Sun, 12 Apr 2009 19:25:08 +0100

But you can't just have a resistor for each LED slot. LEDs of different colors use different resistors.
The only way I can see this working is with a current-regulated supply for each LED. It could just be flickering them really fast in order to use one power supply for several LEDs, but just resistors on the board won't do if you have to be able to plug different colours of LEDs in the same slot and have them work fine.

by: mangoman

Sun, 12 Apr 2009 19:18:31 +0100

I couldn't say with certainty, but for a reflow-soldered board the extra (time, and therefore money) cost would be in the pick-and-place for the extra components rather than the soldering (as the joints are all formed in one pass). There's presumably some sort of socket being placed for each LED already, so the extra cost is doubling the number of component placements.

by: TwoHedWlf

Sun, 12 Apr 2009 17:33:49 +0100

What's the per board cost of an extra 2000 solder joints?

by: mangoman

Sun, 12 Apr 2009 14:15:11 +0100

Changes, it wouldn't be a big deal to have a resistor per LED on the board. For a 20x50 position board (1000 LEDs), and a per-resistor price of $AU0.004, that's a per-board cost of $4. You'd simply have the top plane of the PCB V+, the bottom GND, and one resistor to to either the anode or cathode of each LED.

by: Changes

Sun, 12 Apr 2009 11:40:12 +0100

I'm aware of the resistor thing, but I understand what you're plugging in that board are bare unresistored LEDs.

by: peridot

Sat, 11 Apr 2009 14:17:07 +0100

Changes, all you have to do to light up a bunch of LEDs is attach an appropriate resistor to each and then feed them all from the same V+ and ground. If you want different colors the V+ will have to be high enough for the bluest color (where white is actually UV) and so it'll be a little less efficient, but a resistor per LED is cheap.

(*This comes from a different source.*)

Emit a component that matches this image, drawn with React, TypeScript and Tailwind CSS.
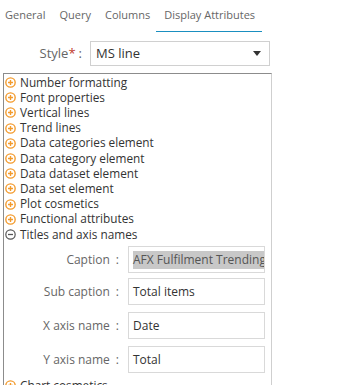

Alternatively, if you multiplex it so only one is lit at a time, you can have one resistor/constant-surrent supply for many LEDs. But if they're all going to be on all the time this seems unnecessarily complicated.

by: solipsistnation

Sat, 11 Apr 2009 10:03:42 +0100

Oh, you know. Peggy and Peggy2 aren't charlieplexed-- they're for-real multiplexed using a couple of LED driver ICs and a couple of 4-to-16 demultiplexers.

Charlieplexing does look cool, but Peggy is a little more complex than that.

by: Changes

Sat, 11 Apr 2009 06:29:29 +0100

How exactly does the device work? Does it actually have a tiny power supply and/or current regulator behind each LED? It seems hard to believe, but I can see no other way in which it could manage a series/parallel connection of LEDs without knowing which is which and without burning some up and underdriving others...

by: FuzzyPlushroom

Sat, 11 Apr 2009 06:02:32 +0100

I'm feeling some awesome Connection Machine influence here.